The closing race of Ladies Day hands the reins to the conditional jockeys and throws open a race that has a long history of rewarding the patient and punishing the impatient. This is not a race to follow the crowd and it is not a race for the obvious pick. Wandering Ego is the horse RHR is pointing at. Olly Murphy identified him at the start of the season as one of his most exciting novice hurdlers, a horse with natural ability and the profile of something that would improve significantly as the campaign developed. He has done exactly that, building through his races to reach a mark that Murphy’s yard can exploit on good ground at a flat galloping track. His last run at Huntingdon saw him go off as a short priced favourite over two miles, beaten into second place, but that run reads more positively than the bare result suggests, a keen horse asked to race over a sharp two miles is always going to face a sterner examination than one given a slightly longer trip where his natural enthusiasm becomes an asset rather than a liability.

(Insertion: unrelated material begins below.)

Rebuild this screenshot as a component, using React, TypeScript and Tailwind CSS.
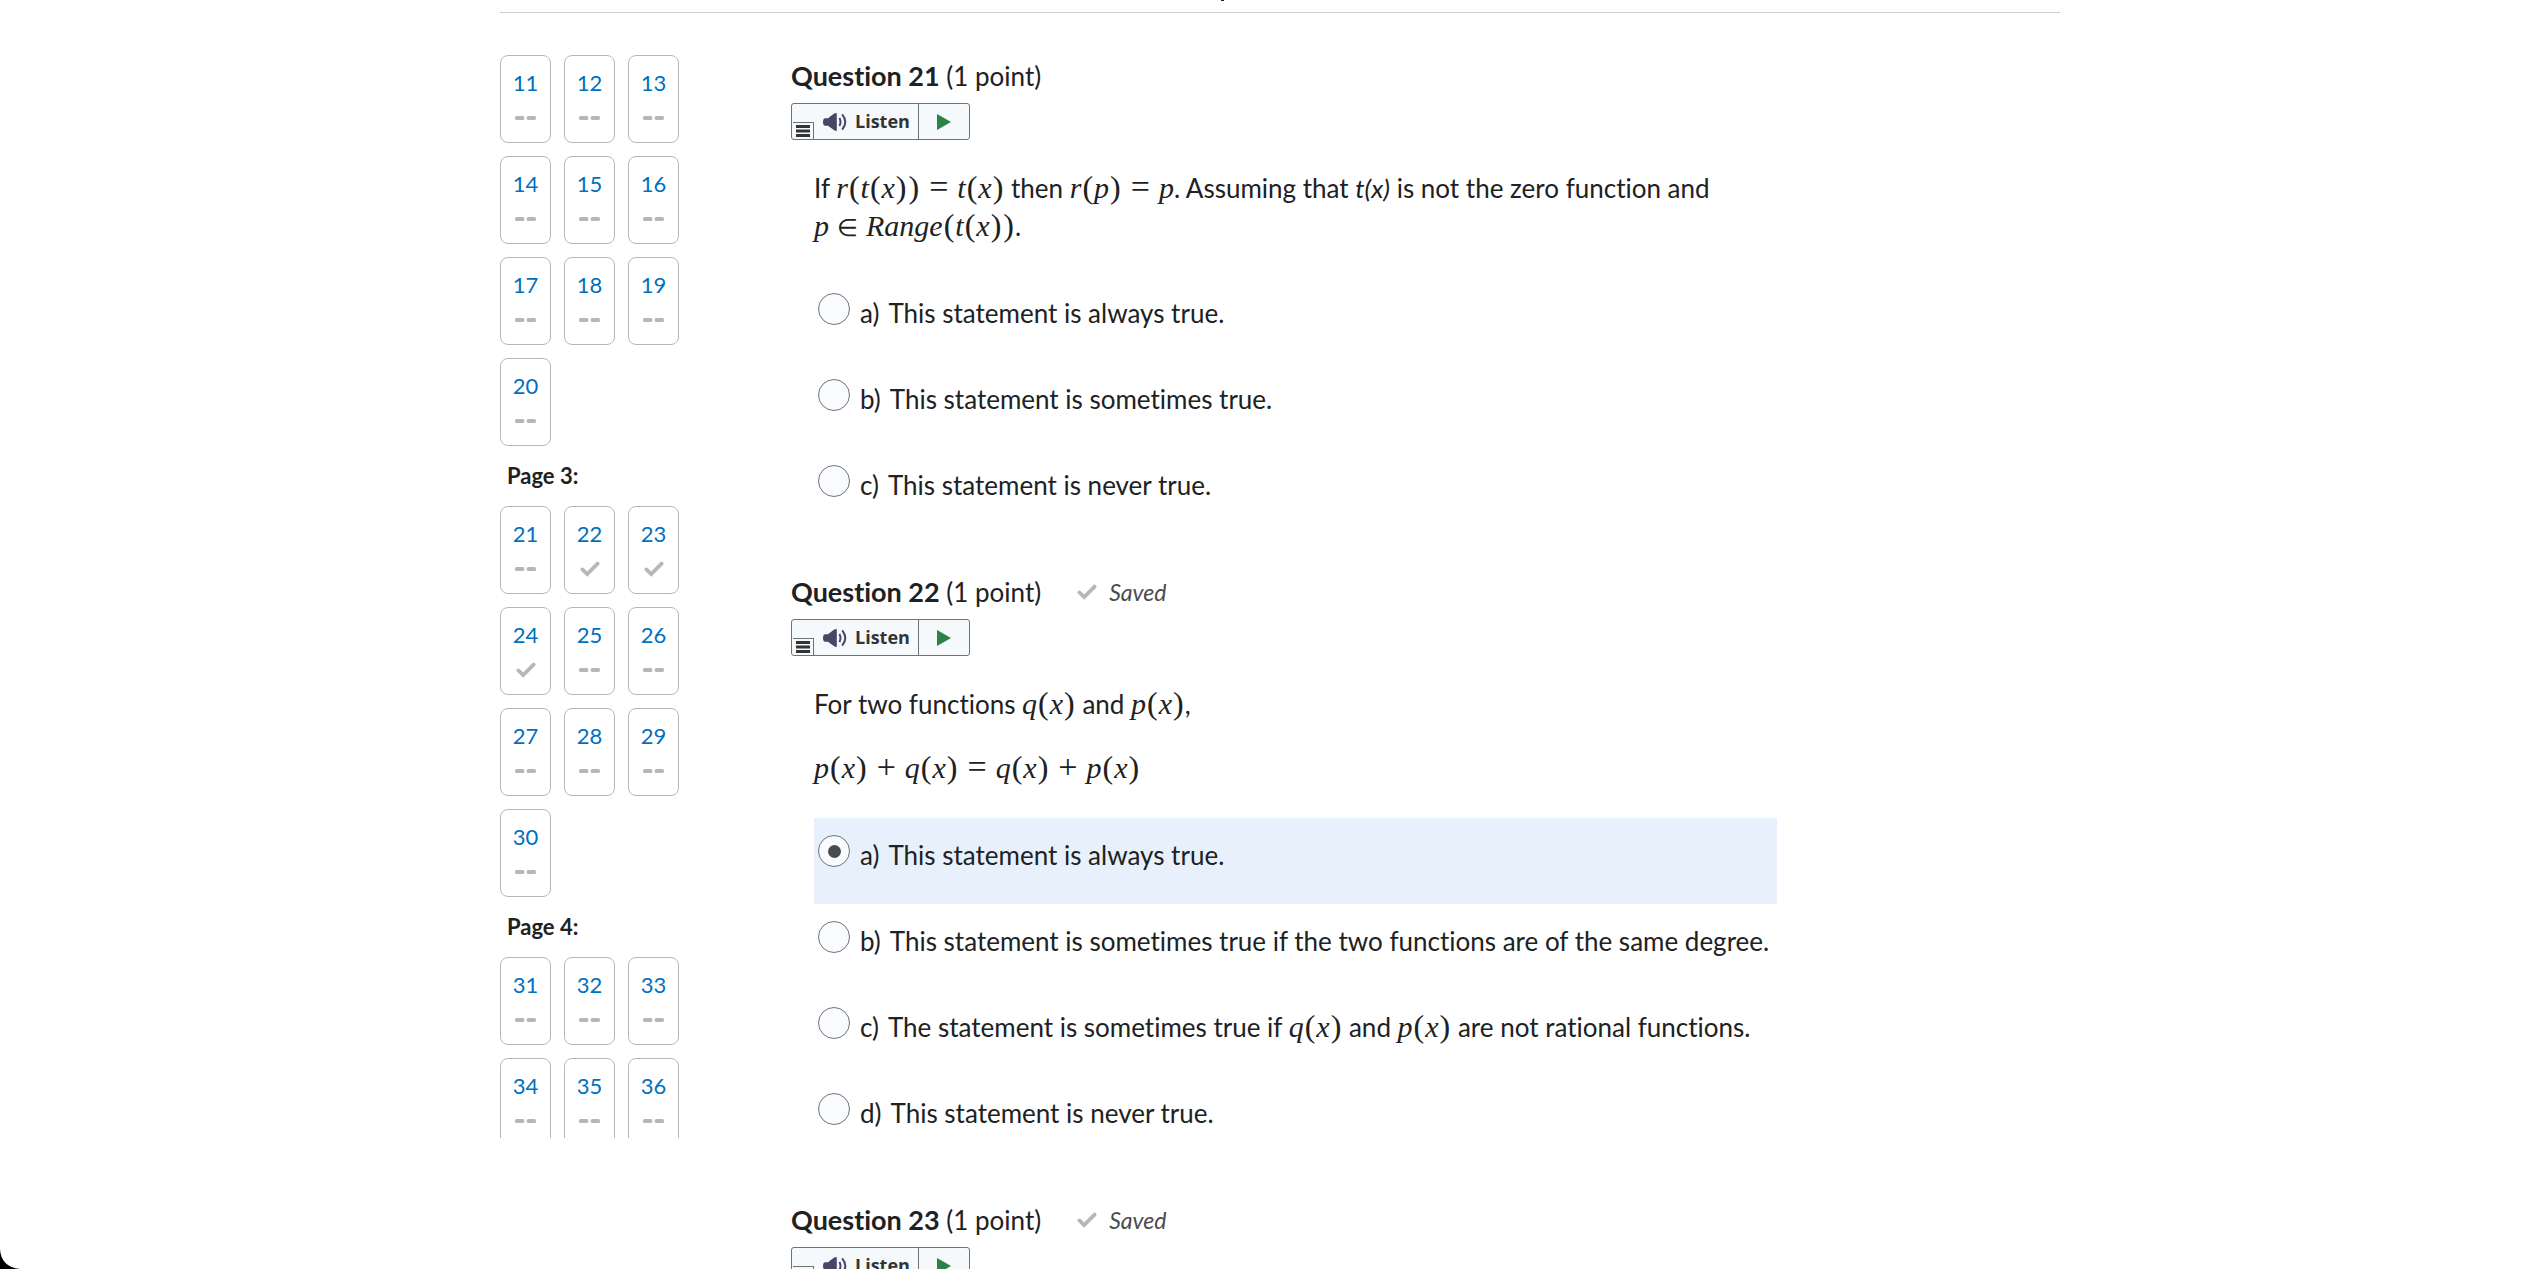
import { useState } from "react";
import type { ReactNode } from "react";

type CellState = "empty" | "saved";

const navSections: { title: string | null; from: number; to: number }[] = [
  { title: null, from: 11, to: 20 },
  { title: "Page 3:", from: 21, to: 30 },
  { title: "Page 4:", from: 31, to: 36 },
];

const savedQuestions = [22, 23, 24];

function CheckIcon({ className }: { className?: string }) {
  return (
    <svg viewBox="0 0 20 16" className={className} aria-hidden="true">
      <path
        d="M2.4 8.4 7.2 13 17.6 2.6"
        fill="none"
        stroke="#b1b9be"
        strokeWidth="3.8"
        strokeLinecap="round"
      />
    </svg>
  );
}

function DashIcon() {
  return (
    <svg viewBox="0 0 21 4" className="h-1 w-[21px]" aria-hidden="true">
      <rect x="0" y="0" width="9.3" height="4" rx="1.5" fill="#b1b9be" />
      <rect x="11.7" y="0" width="9.3" height="4" rx="1.5" fill="#b1b9be" />
    </svg>
  );
}

function NavCell({ number, state }: { number: number; state: CellState }) {
  return (
    <a
      href={`#question-${number}`}
      className="flex h-[88px] flex-col items-center rounded-lg border border-[#b1b9be] bg-white pt-[15px] text-[22px] leading-6 text-[#006fbf]"
    >
      {number}
      <span className="mt-[13px] flex h-5 items-center">
        {state === "saved" ? <CheckIcon className="h-4 w-5" /> : <DashIcon />}
      </span>
    </a>
  );
}

function QuestionNav() {
  return (
    <nav className="h-[calc(100vh-144px)] w-[179px] shrink-0 overflow-hidden pt-[42px]">
      {navSections.map((section) => (
        <section key={section.from}>
          {section.title && (
            <h2 className="px-[7px] pt-[18px] pb-[18px] text-[22px] leading-6 font-bold">
              {section.title}
            </h2>
          )}
          <div className="grid grid-cols-3 gap-[13px]">
            {Array.from({ length: section.to - section.from + 1 }, (_, i) => section.from + i).map(
              (n) => (
                <NavCell key={n} number={n} state={savedQuestions.includes(n) ? "saved" : "empty"} />
              ),
            )}
          </div>
        </section>
      ))}
    </nav>
  );
}

// Letters are set in italics, brackets upright, relations get wider gaps
function Formula({ children }: { children: string }) {
  return (
    <span className="font-['Liberation_Serif',serif] text-[30px] leading-none whitespace-nowrap">
      {children.split(/([()]|\s*[=+∈]\s*)/).map((part, i) => {
        if (!part) return null;
        if (part === "(" || part === ")")
          return (
            <span key={i} className="px-px text-[32px]">
              {part}
            </span>
          );
        if (part.trim() === "∈")
          return (
            <span key={i} className="px-2 text-[24px] leading-none">
              ∈
            </span>
          );
        if (/[=+]/.test(part))
          return (
            <span key={i} className="px-[9px] text-[34px] leading-0">
              {part.trim()}
            </span>
          );
        return <i key={i}>{part}</i>;
      })}
    </span>
  );
}

function ListenBar() {
  return (
    <div className="flex h-[37px] w-[179px] rounded-[3px] border border-[#6e7376] bg-[#f5f9fc] font-['Open_Sans','Noto_Sans',sans-serif]">
      <button
        type="button"
        aria-label="Reader menu"
        className="ml-px flex h-[17px] w-[21px] items-center justify-center self-end border-t border-r border-[#6e7376]"
      >
        <svg viewBox="0 0 14 12" className="h-3 w-3.5" aria-hidden="true">
          <path d="M0 1.5H14M0 6H14M0 10.5H14" stroke="#333" strokeWidth="2.8" />
        </svg>
      </button>
      <button
        type="button"
        className="flex flex-1 items-center gap-2 border-r border-[#6e7376] pl-[9px] text-[18px] font-bold text-[#333]"
      >
        <svg viewBox="0 0 24 18" className="h-[18px] w-6" aria-hidden="true">
          <path
            d="M2.2 5.2H5L11.2.6Q12.3 0 13.8 0V18Q12.3 18 11.2 17.2L5 12.8H2.2Q0 12.6 0 9T2.2 5.2Z"
            fill="#484565"
          />
          <path
            d="M16.4 5Q18.6 9 16.4 13M19.2 1.4Q25.4 9 19.2 16.6"
            fill="none"
            stroke="#484565"
            strokeWidth="2"
          />
        </svg>
        Listen
      </button>
      <button type="button" aria-label="Play" className="flex w-[50px] items-center justify-center">
        <svg viewBox="0 0 14 16" className="h-4 w-3.5" aria-hidden="true">
          <path d="M0 0 14 8 0 16Z" fill="#2c8246" />
        </svg>
      </button>
    </div>
  );
}

function Question({
  number,
  saved,
  children,
}: {
  number: number;
  saved?: boolean;
  children?: ReactNode;
}) {
  return (
    <article id={`question-${number}`} className="mb-[42px]">
      <div className="mb-[11px] flex h-8 items-center">
        <h2 className="text-[26px] leading-8">
          <strong className="text-[27px] font-bold">Question {number}</strong> (1 point)
        </h2>
        {saved && (
          <span className="ml-9 flex items-center gap-3 text-[23px] text-[#494c4e] italic">
            <CheckIcon className="h-4 w-5" />
            Saved
          </span>
        )}
      </div>
      <ListenBar />
      {children && (
        <div className="mt-[29px] ml-[23px] w-fit max-w-[964px] text-[26px] leading-[38px]">
          {children}
        </div>
      )}
    </article>
  );
}

function Options({
  name,
  items,
  initial = null,
}: {
  name: string;
  items: ReactNode[];
  initial?: number | null;
}) {
  const [selected, setSelected] = useState<number | null>(initial);

  return (
    <div className="mt-[31px]">
      {items.map((item, i) => (
        <label
          key={i}
          className={`flex h-[86px] items-start pt-[17px] pr-2 pl-1 ${
            selected === i ? "bg-[#e8f0fc]" : ""
          }`}
        >
          <input
            type="radio"
            name={name}
            checked={selected === i}
            onChange={() => setSelected(i)}
            className="flex size-8 shrink-0 appearance-none items-center justify-center rounded-full border border-[#6e7376] bg-[#f9fbff] before:size-[13px] before:rounded-full checked:before:bg-[#494c4e]"
          />
          <span className="mt-px ml-2.5 flex gap-[9px]">
            <span>{"abcd"[i]})</span>
            <span>{item}</span>
          </span>
        </label>
      ))}
    </div>
  );
}

export default function App() {
  return (
    <div className="relative h-screen overflow-hidden bg-white pl-[35px] font-[Lato,sans-serif] text-[#202122] [font-variant-ligatures:no-common-ligatures]">
      <div className="mx-auto max-w-[1560px]">
        <header className="flex h-[13px] items-start justify-center border-b border-[#c6d0d8]">
          <span className="mr-[115px] h-px w-[3px] bg-[#202122]" />
        </header>
        <div className="flex">
          <QuestionNav />
          <main className="min-w-0 flex-1 pt-[47px] pl-28">
            <Question number={21}>
              <p>
                If <Formula>r(t(x)) = t(x)</Formula> then <Formula>r(p) = p</Formula>. Assuming that{" "}
                <i>t(x)</i> is not the zero function and <Formula>p ∈ Range(t(x))</Formula>.
              </p>
              <Options
                name="q21"
                items={[
                  "This statement is always true.",
                  "This statement is sometimes true.",
                  "This statement is never true.",
                ]}
              />
            </Question>

            <Question number={22} saved>
              <p>
                For two functions <Formula>q(x)</Formula> and <Formula>p(x)</Formula>,
              </p>
              <p className="mt-[26px]">
                <Formula>p(x) + q(x) = q(x) + p(x)</Formula>
              </p>
              <Options
                name="q22"
                initial={0}
                items={[
                  "This statement is always true.",
                  "This statement is sometimes true if the two functions are of the same degree.",
                  <>
                    The statement is sometimes true if <Formula>q(x)</Formula> and{" "}
                    <Formula>p(x)</Formula> are not rational functions.
                  </>,
                  "This statement is never true.",
                ]}
              />
            </Question>

            <Question number={23} saved />
          </main>
        </div>
      </div>

      {/* rounded window corner */}
      <svg viewBox="0 0 20 20" className="absolute bottom-0 left-0 size-5" aria-hidden="true">
        <path d="M0 0Q1 18 20 20H0Z" fill="#000" />
      </svg>
    </div>
  );
}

Aintree over two miles and one furlong on good ground is a fundamentally different test to Huntingdon, and everything about Wandering Ego’s profile suggests this step up in conditions will bring out the best in him. Murphy has kept him ticking over through the spring and the distance form flag against his name confirms he has already shown his ability at this kind of trip. At 10/1 this is exactly the kind of horse RHR pick we want to be on, not the obvious selection, not the market mover, but a horse whose ability has been quietly building toward a moment like this all season.

Wandering Ego is our selection for the Debenhams Handicap Hurdle at 10/1. Murphy places his horses with precision and patience and this horse has been building toward exactly this kind of opportunity all season.